During my second attempt, I was sure I knew what I was asking for in a bicycle. I had learned my lessons and was certain that after the not-so-great first round during which I had requested a fast, light road bike, perhaps I needed to take a step back. Maybe my request was part of what had steered the ship in a wrong direction and the best sort of road bike for me would combine some speed with the ability to do really long distances? So, as I moved forward, I kept these thoughts in mind as I planned to combine two separate needs into one. What could go wrong?
While riding during my "epic" year of cycling, I had come to the conclusion that multiple bikes (or at least as many multiples as I owned) were not the answer for me. I wanted to figure out a way to combine many types of riding into as few bicycles as possible. Throughout that year (and the year to follow) I sold off bikes as they seemed at the time superfluous.
For example, why would I need two road bikes? I had one that was a bit heavier but was perfect for carrying a little extra stuff and great at getting me over the really long distances in comfort. I also had one that was quite light and fast and though it caused a few physical issues when covering long distances, it was the right choice for speed.
As I started to sell off bikes, the heavier option was the first to go. In retrospect, it was a horrible decision because it was a fairly ideal choice for those days when I want to cover distance, but don't have it in me to deal with the fatigue of a light road bike. It was comfortable, it was (or I was) fast enough when needed, and it gave me the opportunity to reflect as I rode rather than being entirely focused on picking up the pace.
Eventually, the lighter bike was sold as well in an effort to trade up to something even better, or so I thought, which in turn provided the impetus to begin truly looking toward the possibility of a custom bike. I had a bit of the grass is always greener thought process going on and I believed that if one thing was good, something else, this fictitious creation I was making in my mind, could be even better.
Theoretically speaking, it would be better. It would combine the best worlds into one machine and I would have - finally - achieved the perfect bike.
The problem with theory is that it is just that. Sure, it is at least partially based on practice, but the entire premise of the theoretical is that one is supposing an outcome based on current knowledge, perhaps some research of others work or findings, and a bit of the unknown.
Ah, the unknown. The undiscovered is what motivates me to try out the ridiculousness that is often in my head. The lure of making something that seems unlikely or even impossible come to fruition. I cannot seem to help myself. There is something about the possibilities with the yet-to-be-discovered that is entirely seductive. Like a Siren calling to me, I seem to follow the hypnotic song, unaware that my demise is just around the corner.
So, as I planned out the second attempt at a custom road bike, I was sure that I knew where I was headed and while there is always the possibility of things going wrong, I felt confident and sure in trying out this new possibility. Two bikes in one; what could be be better?
While the bike itself is precisely what I asked for, I'm not sure I was in the right head space to make a proper decision or to truly understand what was needed in a second attempt.
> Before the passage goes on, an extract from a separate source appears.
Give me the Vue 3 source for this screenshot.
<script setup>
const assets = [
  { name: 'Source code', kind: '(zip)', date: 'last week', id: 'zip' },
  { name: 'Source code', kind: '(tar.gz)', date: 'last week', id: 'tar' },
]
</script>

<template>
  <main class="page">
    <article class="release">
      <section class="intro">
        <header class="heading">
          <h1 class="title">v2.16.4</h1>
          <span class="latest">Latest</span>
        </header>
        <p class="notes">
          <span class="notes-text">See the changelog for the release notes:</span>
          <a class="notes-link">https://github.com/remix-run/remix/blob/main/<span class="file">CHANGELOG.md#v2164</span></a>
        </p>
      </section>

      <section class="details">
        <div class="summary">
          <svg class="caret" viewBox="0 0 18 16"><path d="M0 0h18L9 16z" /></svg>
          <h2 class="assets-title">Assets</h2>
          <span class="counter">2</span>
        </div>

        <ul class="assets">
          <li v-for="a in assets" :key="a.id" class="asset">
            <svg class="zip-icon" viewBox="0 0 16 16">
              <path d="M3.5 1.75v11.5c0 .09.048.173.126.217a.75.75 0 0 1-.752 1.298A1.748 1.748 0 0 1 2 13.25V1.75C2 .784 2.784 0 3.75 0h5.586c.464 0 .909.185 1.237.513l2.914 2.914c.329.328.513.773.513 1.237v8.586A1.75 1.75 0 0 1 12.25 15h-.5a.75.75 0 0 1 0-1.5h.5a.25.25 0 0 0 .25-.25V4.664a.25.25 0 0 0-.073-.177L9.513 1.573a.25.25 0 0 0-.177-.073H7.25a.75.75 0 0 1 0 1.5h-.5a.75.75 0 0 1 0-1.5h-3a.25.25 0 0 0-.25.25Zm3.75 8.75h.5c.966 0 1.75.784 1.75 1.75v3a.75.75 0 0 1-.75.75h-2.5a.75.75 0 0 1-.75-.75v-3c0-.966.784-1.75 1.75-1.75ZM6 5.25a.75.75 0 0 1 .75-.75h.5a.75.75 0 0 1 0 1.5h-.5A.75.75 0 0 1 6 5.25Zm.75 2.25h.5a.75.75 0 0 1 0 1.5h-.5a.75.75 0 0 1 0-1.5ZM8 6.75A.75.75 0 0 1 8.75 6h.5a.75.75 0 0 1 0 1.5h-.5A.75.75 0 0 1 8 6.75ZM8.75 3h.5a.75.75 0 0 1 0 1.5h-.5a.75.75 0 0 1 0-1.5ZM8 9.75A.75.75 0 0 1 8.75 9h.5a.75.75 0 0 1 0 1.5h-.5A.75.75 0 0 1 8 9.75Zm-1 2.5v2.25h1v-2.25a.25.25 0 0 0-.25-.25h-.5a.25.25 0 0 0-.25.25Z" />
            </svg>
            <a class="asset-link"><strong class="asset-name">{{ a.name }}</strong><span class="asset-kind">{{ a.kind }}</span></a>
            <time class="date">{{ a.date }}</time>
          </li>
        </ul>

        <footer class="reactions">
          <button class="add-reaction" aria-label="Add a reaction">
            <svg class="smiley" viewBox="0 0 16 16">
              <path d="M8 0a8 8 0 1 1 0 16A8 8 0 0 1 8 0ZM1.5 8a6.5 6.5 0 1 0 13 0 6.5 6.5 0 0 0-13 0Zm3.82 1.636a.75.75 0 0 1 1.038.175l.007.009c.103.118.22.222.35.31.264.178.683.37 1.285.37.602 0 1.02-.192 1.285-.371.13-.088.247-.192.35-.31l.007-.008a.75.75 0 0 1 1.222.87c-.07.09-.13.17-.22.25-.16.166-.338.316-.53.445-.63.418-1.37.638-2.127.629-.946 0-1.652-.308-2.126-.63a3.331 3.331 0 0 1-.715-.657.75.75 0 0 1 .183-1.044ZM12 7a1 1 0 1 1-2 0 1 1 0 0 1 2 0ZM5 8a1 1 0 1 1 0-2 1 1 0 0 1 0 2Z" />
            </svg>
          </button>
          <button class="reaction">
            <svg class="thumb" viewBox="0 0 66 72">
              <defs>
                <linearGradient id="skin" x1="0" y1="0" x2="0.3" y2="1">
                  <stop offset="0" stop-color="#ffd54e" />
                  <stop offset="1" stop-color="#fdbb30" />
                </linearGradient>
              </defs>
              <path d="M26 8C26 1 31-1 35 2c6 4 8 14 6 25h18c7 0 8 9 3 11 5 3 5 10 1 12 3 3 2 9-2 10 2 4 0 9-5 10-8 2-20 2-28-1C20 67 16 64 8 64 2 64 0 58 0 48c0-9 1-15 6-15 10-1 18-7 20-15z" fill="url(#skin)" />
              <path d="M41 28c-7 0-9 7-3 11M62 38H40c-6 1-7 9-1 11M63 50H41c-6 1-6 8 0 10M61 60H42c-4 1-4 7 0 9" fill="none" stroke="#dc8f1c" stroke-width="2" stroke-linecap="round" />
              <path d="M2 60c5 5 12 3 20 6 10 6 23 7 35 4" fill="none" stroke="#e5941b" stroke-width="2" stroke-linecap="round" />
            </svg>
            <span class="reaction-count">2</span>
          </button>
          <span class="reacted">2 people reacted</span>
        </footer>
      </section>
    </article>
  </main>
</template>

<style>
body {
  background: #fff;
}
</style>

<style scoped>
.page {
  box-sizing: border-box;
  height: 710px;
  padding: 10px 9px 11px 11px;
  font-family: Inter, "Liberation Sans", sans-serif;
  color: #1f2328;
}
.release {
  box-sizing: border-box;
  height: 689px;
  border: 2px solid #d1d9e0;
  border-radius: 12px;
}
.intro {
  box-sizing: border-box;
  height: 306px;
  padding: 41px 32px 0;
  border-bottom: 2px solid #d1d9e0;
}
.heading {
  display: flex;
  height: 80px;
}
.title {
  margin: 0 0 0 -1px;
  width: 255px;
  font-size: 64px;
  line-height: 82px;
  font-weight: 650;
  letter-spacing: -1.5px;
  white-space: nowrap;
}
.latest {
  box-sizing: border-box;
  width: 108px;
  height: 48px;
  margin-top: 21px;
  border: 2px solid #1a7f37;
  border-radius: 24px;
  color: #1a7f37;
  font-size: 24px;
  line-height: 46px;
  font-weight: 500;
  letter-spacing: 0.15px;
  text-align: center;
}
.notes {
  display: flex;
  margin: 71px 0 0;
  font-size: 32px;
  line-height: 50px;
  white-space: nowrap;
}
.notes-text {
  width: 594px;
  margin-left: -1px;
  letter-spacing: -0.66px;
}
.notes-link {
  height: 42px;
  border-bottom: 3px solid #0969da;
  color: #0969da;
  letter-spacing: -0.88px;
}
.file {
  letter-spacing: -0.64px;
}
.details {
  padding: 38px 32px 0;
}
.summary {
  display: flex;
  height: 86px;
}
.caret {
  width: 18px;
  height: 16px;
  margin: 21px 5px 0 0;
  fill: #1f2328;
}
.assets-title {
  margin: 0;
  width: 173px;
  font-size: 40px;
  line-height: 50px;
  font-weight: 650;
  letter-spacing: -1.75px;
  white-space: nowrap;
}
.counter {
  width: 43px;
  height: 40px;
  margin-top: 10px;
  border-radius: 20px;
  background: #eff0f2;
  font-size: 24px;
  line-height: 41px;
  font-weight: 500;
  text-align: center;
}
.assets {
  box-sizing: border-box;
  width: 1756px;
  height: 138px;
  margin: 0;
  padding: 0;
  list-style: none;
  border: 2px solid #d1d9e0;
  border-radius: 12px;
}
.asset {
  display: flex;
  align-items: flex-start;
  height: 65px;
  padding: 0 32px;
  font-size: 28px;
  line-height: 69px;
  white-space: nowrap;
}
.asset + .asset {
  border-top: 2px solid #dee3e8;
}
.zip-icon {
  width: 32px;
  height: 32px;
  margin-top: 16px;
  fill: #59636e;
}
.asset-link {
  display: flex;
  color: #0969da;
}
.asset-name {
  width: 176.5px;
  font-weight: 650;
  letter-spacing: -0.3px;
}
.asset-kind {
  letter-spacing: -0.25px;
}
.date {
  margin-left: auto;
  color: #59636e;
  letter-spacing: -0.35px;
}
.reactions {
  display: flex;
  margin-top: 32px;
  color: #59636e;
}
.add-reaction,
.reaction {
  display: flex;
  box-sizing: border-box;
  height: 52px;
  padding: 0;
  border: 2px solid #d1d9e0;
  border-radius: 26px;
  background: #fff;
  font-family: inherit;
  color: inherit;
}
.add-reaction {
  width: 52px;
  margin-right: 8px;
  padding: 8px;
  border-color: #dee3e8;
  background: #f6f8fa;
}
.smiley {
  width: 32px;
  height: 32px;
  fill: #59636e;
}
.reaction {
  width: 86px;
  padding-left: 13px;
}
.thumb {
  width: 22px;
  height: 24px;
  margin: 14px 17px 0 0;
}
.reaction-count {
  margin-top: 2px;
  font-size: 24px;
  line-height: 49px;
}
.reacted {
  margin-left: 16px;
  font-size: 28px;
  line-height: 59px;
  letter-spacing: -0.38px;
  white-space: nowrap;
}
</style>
After first round faltering, I believed I was well aware of my needs, only to be smacked in the face with reality as I continued to ride. It's difficult to ignore a failure when it's entirely of my own doing.
This year has been an abysmal attempt at improvement. I thought things were headed down the right path when fairly early in the year we had a good stretch of somewhat clear weather and I was already out on the bike, racking up miles. Most of the rides were simply for transportation, but it was a good start, I thought, at heading in the direction I wished to go. I was anxious for clear roads so that I could begin adding to my distances. I was ready, I thought, to start breaking personal records and setting new goals.
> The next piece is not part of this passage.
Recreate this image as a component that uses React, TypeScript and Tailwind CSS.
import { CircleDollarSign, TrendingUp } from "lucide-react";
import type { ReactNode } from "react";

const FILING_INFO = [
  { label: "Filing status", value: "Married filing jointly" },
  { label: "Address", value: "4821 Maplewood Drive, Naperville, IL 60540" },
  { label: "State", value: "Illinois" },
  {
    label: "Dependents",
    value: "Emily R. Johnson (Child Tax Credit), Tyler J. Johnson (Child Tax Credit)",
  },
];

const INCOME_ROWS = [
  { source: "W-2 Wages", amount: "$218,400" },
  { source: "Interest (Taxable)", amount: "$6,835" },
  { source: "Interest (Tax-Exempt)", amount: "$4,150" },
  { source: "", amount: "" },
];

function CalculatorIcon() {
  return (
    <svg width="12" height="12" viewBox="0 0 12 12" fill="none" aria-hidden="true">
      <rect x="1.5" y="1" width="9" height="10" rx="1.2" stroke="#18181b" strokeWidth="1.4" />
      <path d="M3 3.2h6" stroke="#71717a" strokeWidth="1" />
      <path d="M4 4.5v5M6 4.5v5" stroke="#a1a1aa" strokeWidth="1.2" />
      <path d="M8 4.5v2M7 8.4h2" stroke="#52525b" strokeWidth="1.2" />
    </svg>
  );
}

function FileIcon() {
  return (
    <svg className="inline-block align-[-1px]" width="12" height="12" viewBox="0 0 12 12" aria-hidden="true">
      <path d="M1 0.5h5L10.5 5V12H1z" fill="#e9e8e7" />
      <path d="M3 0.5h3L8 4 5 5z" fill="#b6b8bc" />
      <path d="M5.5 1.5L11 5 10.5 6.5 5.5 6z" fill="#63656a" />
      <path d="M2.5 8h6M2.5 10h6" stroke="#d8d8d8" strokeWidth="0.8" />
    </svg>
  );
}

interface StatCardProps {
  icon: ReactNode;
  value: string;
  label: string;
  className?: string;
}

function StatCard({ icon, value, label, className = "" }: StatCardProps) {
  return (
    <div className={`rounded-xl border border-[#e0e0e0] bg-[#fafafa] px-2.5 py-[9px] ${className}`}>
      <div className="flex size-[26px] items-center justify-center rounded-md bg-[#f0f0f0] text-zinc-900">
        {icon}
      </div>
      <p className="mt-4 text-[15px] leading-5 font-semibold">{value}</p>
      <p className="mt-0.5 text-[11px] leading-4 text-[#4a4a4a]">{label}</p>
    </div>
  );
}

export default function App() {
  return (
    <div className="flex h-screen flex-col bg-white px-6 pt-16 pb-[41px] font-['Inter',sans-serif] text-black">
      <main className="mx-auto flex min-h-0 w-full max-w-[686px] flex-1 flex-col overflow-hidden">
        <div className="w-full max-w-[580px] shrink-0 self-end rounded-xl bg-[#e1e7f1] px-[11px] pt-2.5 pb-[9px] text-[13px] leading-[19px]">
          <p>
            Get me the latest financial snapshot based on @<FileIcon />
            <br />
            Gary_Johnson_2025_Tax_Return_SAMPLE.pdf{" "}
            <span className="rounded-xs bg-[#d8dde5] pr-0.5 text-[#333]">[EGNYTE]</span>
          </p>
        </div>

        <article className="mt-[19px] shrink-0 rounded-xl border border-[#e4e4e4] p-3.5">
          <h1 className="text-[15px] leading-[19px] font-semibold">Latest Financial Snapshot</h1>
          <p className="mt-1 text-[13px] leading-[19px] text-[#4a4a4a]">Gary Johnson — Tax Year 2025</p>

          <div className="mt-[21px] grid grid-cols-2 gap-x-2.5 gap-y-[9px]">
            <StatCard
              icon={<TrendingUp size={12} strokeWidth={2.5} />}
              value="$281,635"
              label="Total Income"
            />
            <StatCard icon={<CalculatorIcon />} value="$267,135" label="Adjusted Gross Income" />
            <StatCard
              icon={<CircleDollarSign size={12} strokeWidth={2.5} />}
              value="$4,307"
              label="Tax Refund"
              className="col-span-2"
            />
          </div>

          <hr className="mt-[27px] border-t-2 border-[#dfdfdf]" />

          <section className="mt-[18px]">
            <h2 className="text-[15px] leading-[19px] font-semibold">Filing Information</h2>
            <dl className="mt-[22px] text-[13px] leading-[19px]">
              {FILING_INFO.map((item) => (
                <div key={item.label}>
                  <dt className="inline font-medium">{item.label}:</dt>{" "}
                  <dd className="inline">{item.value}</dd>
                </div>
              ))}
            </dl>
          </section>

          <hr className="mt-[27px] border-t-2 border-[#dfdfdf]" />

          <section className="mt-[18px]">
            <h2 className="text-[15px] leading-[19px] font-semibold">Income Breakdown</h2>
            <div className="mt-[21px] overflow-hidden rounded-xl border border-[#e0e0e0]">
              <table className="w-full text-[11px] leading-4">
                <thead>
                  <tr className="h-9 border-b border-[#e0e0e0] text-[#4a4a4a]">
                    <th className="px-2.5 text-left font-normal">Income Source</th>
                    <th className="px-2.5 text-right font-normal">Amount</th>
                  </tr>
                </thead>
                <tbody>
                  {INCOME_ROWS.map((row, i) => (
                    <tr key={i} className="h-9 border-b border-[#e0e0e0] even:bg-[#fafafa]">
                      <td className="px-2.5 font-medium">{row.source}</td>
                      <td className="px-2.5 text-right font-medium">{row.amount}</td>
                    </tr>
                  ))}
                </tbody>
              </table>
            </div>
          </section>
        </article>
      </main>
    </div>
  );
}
The thing is, riding never really picked up any sort of momentum. There are various reasons for it. I could blame injuries. I could find fault with bikes. I could look at situations, or work, or any number of possibilities for scapegoating. I ride, but it's not the sort of riding I'd hoped to do.
The amusing part is that it's not really lack of momentum that seems to be the trouble. It's relatively simple to keep propulsion going once getting started, but I've lost something along the way that has brought in self-doubt. All of the supposing and thinking and theorizing - it's all created a situation in which I hesitate with decisions. I vacillate with whether to ride because I know longer distances aren't possible. Instead of appreciating and savoring what is doable for now, I concern myself with the whys of being unable to accomplish an arbitrary goal that can easily wait; I think on the many things that have gone wrong instead of focusing on what is very right.
I believe part of the problem is that I feel the need to repair a situation that I myself started, when in reality, I believe everything that has transpired is part of a process of discovery. I've spent too many hours thinking if-only sort of thoughts, when in reality that time could've been spent utilizing what I have, riding whatever short distances are possible, and accepting that not every week, month, season, or year is going to provide the same outcome. As in life, if I never experience the lows how can I truly appreciate the highs? This may not be my greatest season of cycling, but it doesn't mean that everything needs to come to a screeching halt either.
With that idea, I know that I have to reclaim a piece of me that seems to have nearly vanished. I have to salvage something that was taken by another part of me. It's a strange situation to be in a tug-of-war with myself, but I have to accept that there are certain limitations on me at the present and little is ideal at the moment. However, it doesn't mean some things are not possible. I can enjoy the riding in moderation that is possible and understand that it is perfectly acceptable, perfectly imperfect.
We are passing the midway point in July and as much as I can feel summer fading away, all is not lost. Summer is not the end of riding and every day presents an opportunity and a choice. I can choose to wallow in failed theory and injury, or I can learn from mistakes and cut myself some slack, which seems the healthier - physically and mentally - option. I'm prepared to enjoy the time I do have on a bicycle, allowing my body, along with its two wheeled friend, to take me where it will, where it is able. I may have needed a bit of time to realize what I was doing to myself, but I'm ready now; I'm taking back the bike.